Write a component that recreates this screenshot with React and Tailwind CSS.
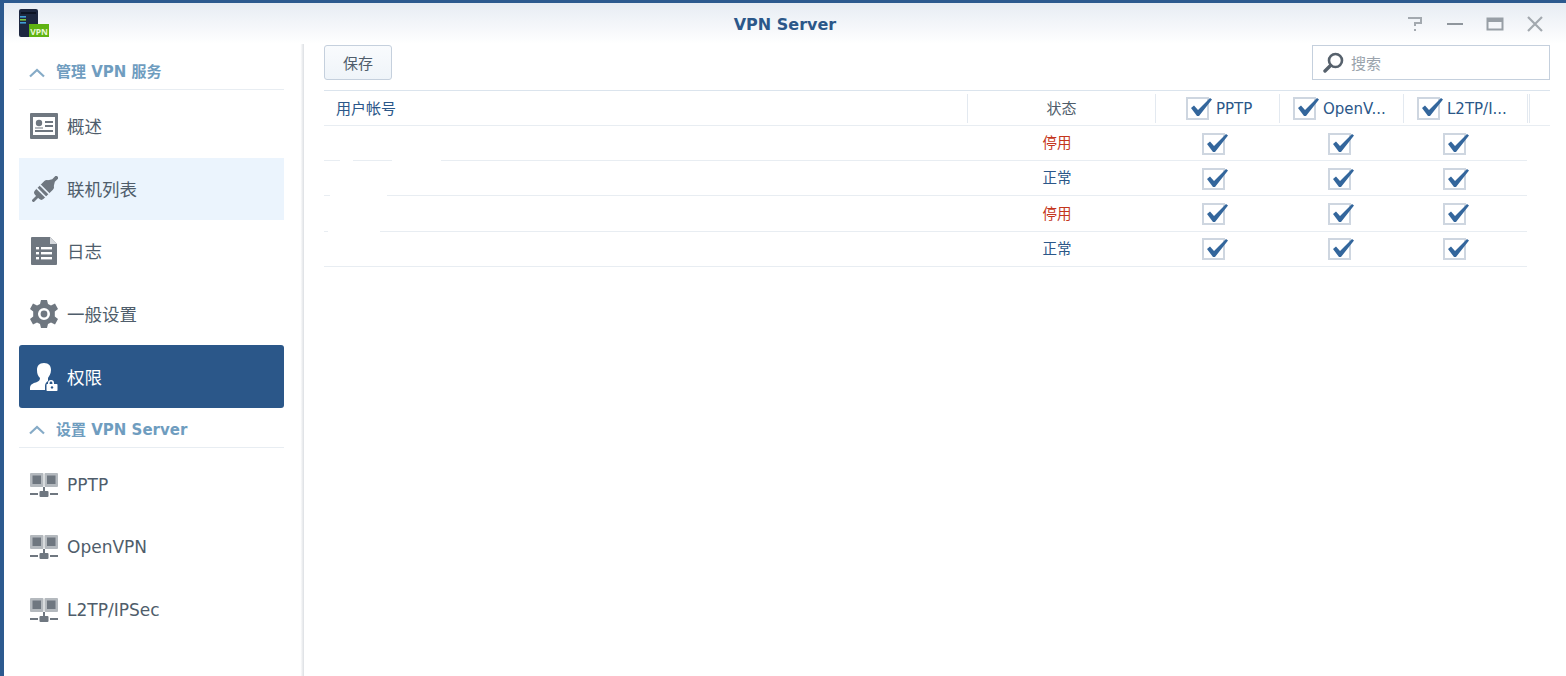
import React from 'react';

const FONT = '"DejaVu Sans", "Noto Sans CJK SC", sans-serif';

function OverviewIcon() {
  return (
    <svg width="28" height="26" viewBox="0 0 28 26">
      <rect x="0" y="0" width="28" height="26" rx="1" fill="#6f7780" />
      <rect x="3" y="4" width="22" height="18" fill="#fff" />
      <circle cx="9" cy="10" r="3.2" fill="#6f7780" />
      <path d="M5 14.5 h8 v1 h-8 z" fill="#6f7780" />
      <rect x="15" y="8" width="8" height="2" fill="#6f7780" />
      <rect x="15" y="12" width="8" height="2" fill="#6f7780" />
      <rect x="5" y="17" width="18" height="2" fill="#6f7780" />
    </svg>
  );
}

function PlugIcon() {
  return (
    <svg className="ml-[2px]" width="26" height="26" viewBox="-14 -14 28 28">
      <g transform="rotate(-45)">
        <rect x="-19" y="-1.5" width="8" height="3" fill="#6f7780" />
        <rect x="-12" y="-6.5" width="21" height="13" rx="3.5" fill="#6f7780" />
        <path d="M8 -5 L13 -2 H19 V2 H13 L8 5 Z" fill="#6f7780" />
        <rect x="-6.5" y="-7" width="1.8" height="14" fill="#ebf4fd" />
        <rect x="-1.5" y="-7" width="1.8" height="14" fill="#ebf4fd" />
      </g>
    </svg>
  );
}

function LogIcon() {
  return (
    <svg className="ml-[1px]" width="26" height="28" viewBox="0 0 26 28">
      <path d="M1 0 H19 L26 7 V27 Q26 28 25 28 H1 Q0 28 0 27 V1 Q0 0 1 0 Z" fill="#6f7780" />
      <path d="M19 0 L26 7 H19 Z" fill="#d5d8dc" />
      <g fill="#fff">
        <rect x="5" y="10" width="3" height="2.4" />
        <rect x="10" y="10" width="11" height="2.4" />
        <rect x="5" y="15" width="3" height="2.4" />
        <rect x="10" y="15" width="11" height="2.4" />
        <rect x="5" y="20" width="3" height="2.4" />
        <rect x="10" y="20" width="11" height="2.4" />
      </g>
    </svg>
  );
}

function GearIcon() {
  return (
    <svg width="28" height="28" viewBox="0 0 28 28">
      <path
        fill="#6f7780"
        fillRule="evenodd"
        d="M11 0 H17 L18 4 L21 5.5 L25 3.5 L28 9 L24.8 11.6 V16.4 L28 19 L25 24.5 L21 22.5 L18 24 L17 28 H11 L10 24 L7 22.5 L3 24.5 L0 19 L3.2 16.4 V11.6 L0 9 L3 3.5 L7 5.5 L10 4 Z M14 8 A6 6 0 1 0 14 20 A6 6 0 1 0 14 8 Z"
      />
      <circle cx="14" cy="14" r="3.4" fill="#6f7780" />
    </svg>
  );
}

function UserLockIcon() {
  return (
    <svg width="28" height="28" viewBox="0 0 28 28">
      <path
        fill="#fff"
        d="M14 0 C19 0 21 3 21 7 C21 11 19 13 18 15 V18 C16 19 15 21 15 23 V27 H0 V25 C0 21 4 20 7 19 C9 18 10 17 10 15 C8 13 7 11 7 7 C7 3 9 0 14 0 Z"
      />
      <path d="M21 17 a3 3 0 0 1 3 3 v1 h-1.6 v-1 a1.4 1.4 0 0 0 -2.8 0 v1 H18 v-1 a3 3 0 0 1 3 -3 Z" fill="#fff" />
      <rect x="16.5" y="21" width="11" height="7" rx="0.8" fill="#fff" />
      <circle cx="22" cy="24.4" r="1.2" fill="#2b5789" />
    </svg>
  );
}

function NetworkIcon() {
  return (
    <svg className="mt-[1px]" width="28" height="24" viewBox="0 0 28 24">
      <rect x="0" y="0" width="13.5" height="14" rx="1" fill="#b4b9be" />
      <rect x="14.5" y="0" width="13.5" height="14" rx="1" fill="#b4b9be" />
      <rect x="2.5" y="2.5" width="8.5" height="8.5" fill="#6f7780" />
      <rect x="17" y="2.5" width="8.5" height="8.5" fill="#6f7780" />
      <rect x="13" y="14" width="2" height="4" fill="#6f7780" />
      <rect x="0" y="20" width="8" height="2" fill="#6f7780" />
      <rect x="20" y="20" width="8" height="2" fill="#6f7780" />
      <rect x="9.5" y="18" width="9" height="6" rx="1" fill="#6f7780" />
    </svg>
  );
}

function Chevron() {
  return (
    <svg width="16" height="10" viewBox="0 0 16 10">
      <path d="M1 8.5 L8 2 L15 8.5" fill="none" stroke="#86abc7" strokeWidth="2.2" />
    </svg>
  );
}

function Logo() {
  return (
    <svg width="32" height="30" viewBox="0 0 32 30">
      <rect x="1" y="0" width="19" height="28" rx="2" fill="#1d2740" />
      <rect x="3" y="3" width="15" height="2" fill="#0d1424" />
      <rect x="2" y="7" width="6" height="1.6" fill="#3f9fd8" />
      <rect x="2" y="10" width="6" height="1.6" fill="#7dc63f" />
      <rect x="2" y="13" width="6" height="1.6" fill="#3f9fd8" />
      <rect x="11" y="15" width="20" height="13" fill="#5fb312" />
      <text x="21" y="26" textAnchor="middle" fontSize="8.5" fontWeight="700" fill="#e8f7d6" fontFamily="Noto Sans, sans-serif">
        VPN
      </text>
    </svg>
  );
}

function Check({ large }) {
  return (
    <span className={`relative block shrink-0 border-2 border-[#ced6e0] bg-white ${large ? 'h-[23px] w-[23px]' : 'h-[22px] w-[23px]'}`}>
      <svg className="absolute -top-[3px] left-[1px]" width="25" height="22" viewBox="0 0 25 22">
        <path d="M2 12 L5 9.5 L9 14 L21 2 L23 3.5 L10 20 L8 20 Z" fill="#33669c" />
      </svg>
    </span>
  );
}

function SectionTitle({ children }) {
  return (
    <div className="ml-[15px] mr-[20px] flex h-[40px] items-center gap-[11px] border-b border-[#e8edf2] pl-[10px] pt-[6px] text-[15px] font-bold text-[#6f9dbf]">
      <Chevron />
      <span>{children}</span>
    </div>
  );
}

function NavItem({ icon, label, active, hover, latin }) {
  let cls = 'text-[#4f5d6b]';
  if (active) cls = 'rounded-[3px] bg-[#2b5789] text-white';
  if (hover) cls = 'bg-[#ebf4fd] text-[#4f5d6b]';
  return (
    <div className={`ml-[15px] mr-[20px] flex h-[62.6px] items-center pl-[11px] ${cls}`}>
      <span className="flex w-[37px] shrink-0 items-center">{icon}</span>
      <span className={`pt-[2px] ${latin ? 'text-[17px]' : 'text-[17.5px]'}`}>{label}</span>
    </div>
  );
}

const users = [
  { status: '停用', off: true, gaps: ['left-[16px] w-[13px]', 'left-[68px] w-[49px]'] },
  { status: '正常', off: false, gaps: ['left-[6px] w-[57px]'] },
  { status: '停用', off: true, gaps: ['left-[4px] w-[52px]'] },
  { status: '正常', off: false, gaps: [] },
];

function UserRow({ user }) {
  return (
    <div className="relative flex h-[35.2px] w-[1203px] items-center border-b border-[#e8edf2]">
      <span className={`ml-[718px] w-[30px] pt-[2px] text-center text-[14.5px] ${user.off ? 'text-[#c4361c]' : 'text-[#2b5789]'}`}>
        {user.status}
      </span>
      <span className="ml-[130px] mt-[1px]"><Check /></span>
      <span className="ml-[103px] mt-[1px]"><Check /></span>
      <span className="ml-[92px] mt-[1px]"><Check /></span>
      {user.gaps.map((g) => (
        <span key={g} className={`absolute -bottom-px h-px bg-white ${g}`} />
      ))}
    </div>
  );
}

function HeadCell({ width, children }) {
  return (
    <div className={`flex h-[29px] shrink-0 items-center border-r border-[#e3e9f0] ${width}`}>
      {children}
    </div>
  );
}

export default function App() {
  return (
    <div
      className="flex h-[676px] w-full flex-col overflow-hidden border-l-4 border-t-[3px] border-[#2d5a8f] bg-white"
      style={{ fontFamily: FONT }}
    >
      <div className="grid h-[41px] shrink-0 grid-cols-3 items-center bg-gradient-to-b from-[#e7ecf3] to-white">
        <div className="pl-[14px]"><Logo /></div>
        <div className="pt-[2px] text-center text-[16px] font-bold text-[#2b5789]">VPN Server</div>
        <div className="flex items-center justify-end gap-[22px] pr-[22px]">
          <svg width="18" height="16" viewBox="0 0 18 16">
            <path d="M2 2 H15 V7 H9 V10" fill="none" stroke="#a3a9af" strokeWidth="2" />
            <rect x="8" y="13" width="2" height="2" fill="#a3a9af" />
          </svg>
          <svg width="18" height="16" viewBox="0 0 18 16"><rect x="1" y="7" width="16" height="2" fill="#8f969d" /></svg>
          <svg width="18" height="16" viewBox="0 0 18 16">
            <rect x="1.5" y="2.5" width="15" height="11" fill="none" stroke="#989fa6" strokeWidth="2" />
            <rect x="1" y="2" width="16" height="4" fill="#989fa6" />
          </svg>
          <svg width="18" height="16" viewBox="0 0 18 16">
            <path d="M2 1 L16 15 M16 1 L2 15" stroke="#a3a9af" strokeWidth="2.2" />
          </svg>
        </div>
      </div>

      <div className="flex min-h-0 flex-1">
        <aside className="w-[300px] shrink-0 bg-gradient-to-r from-white from-[98.8%] to-[#dcdfe3] pt-[6px]">
          <SectionTitle>管理 VPN 服务</SectionTitle>
          <div className="pt-[5px]">
            <NavItem icon={<OverviewIcon />} label="概述" />
            <NavItem icon={<PlugIcon />} label="联机列表" hover />
            <NavItem icon={<LogIcon />} label="日志" />
            <NavItem icon={<GearIcon />} label="一般设置" />
            <NavItem icon={<UserLockIcon />} label="权限" active />
          </div>
          <SectionTitle>设置 VPN Server</SectionTitle>
          <div className="pt-[5px]">
            <NavItem icon={<NetworkIcon />} label="PPTP" latin />
            <NavItem icon={<NetworkIcon />} label="OpenVPN" latin />
            <NavItem icon={<NetworkIcon />} label="L2TP/IPSec" latin />
          </div>
        </aside>

        <main className="min-w-0 flex-1 pl-[20px]">
          <div className="flex h-[46px] items-start justify-between pt-[1px] pr-[16px]">
            <button className="h-[35px] w-[68px] rounded-[3px] border border-[#c5d0dd] bg-gradient-to-b from-[#f9fbfd] to-[#eff4f9] pt-[3px] text-[15px] text-[#4f5d6b]">
              保存
            </button>
            <div className="flex h-[35px] w-[238px] items-center gap-[7px] border border-[#c5d0dd] pl-[10px] text-[15px] text-[#9aa3ac]">
              <svg width="21" height="21" viewBox="0 0 21 21">
                <circle cx="12.5" cy="8.5" r="6.5" fill="none" stroke="#56616c" strokeWidth="2.6" />
                <path d="M7.5 13.5 L2 19" stroke="#56616c" strokeWidth="3.4" strokeLinecap="round" />
              </svg>
              <span className="pt-[3px]">搜索</span>
            </div>
          </div>

          <div className="flex h-[36px] w-[1226px] items-center border-y border-[#dbe4ed] border-b-[#e8edf2] text-[15px] text-[#2b5789]">
            <HeadCell width="w-[644px] pl-[12px] pt-[2px]">用户帐号</HeadCell>
            <HeadCell width="w-[188px] justify-center pt-[2px] text-[#4f5d6b]">状态</HeadCell>
            <HeadCell width="w-[124px] pl-[30px] gap-[7px]"><Check large /><span className="pt-[2px]">PPTP</span></HeadCell>
            <HeadCell width="w-[124px] pl-[13px] gap-[7px]"><Check large /><span className="pt-[2px]">OpenV...</span></HeadCell>
            <HeadCell width="w-[124px] pl-[13px] gap-[7px]"><Check large /><span className="pt-[2px]">L2TP/I...</span></HeadCell>
            <div className="ml-[1px] h-[29px] border-r border-[#e3e9f0] w-px" />
          </div>

          {users.map((user, index) => (
            <UserRow key={index} user={user} />
          ))}
        </main>
      </div>
    </div>
  );
}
===
** Written instruction **
Count how many lines above include the word "React" and answer with that figure only.

** Complete output **
2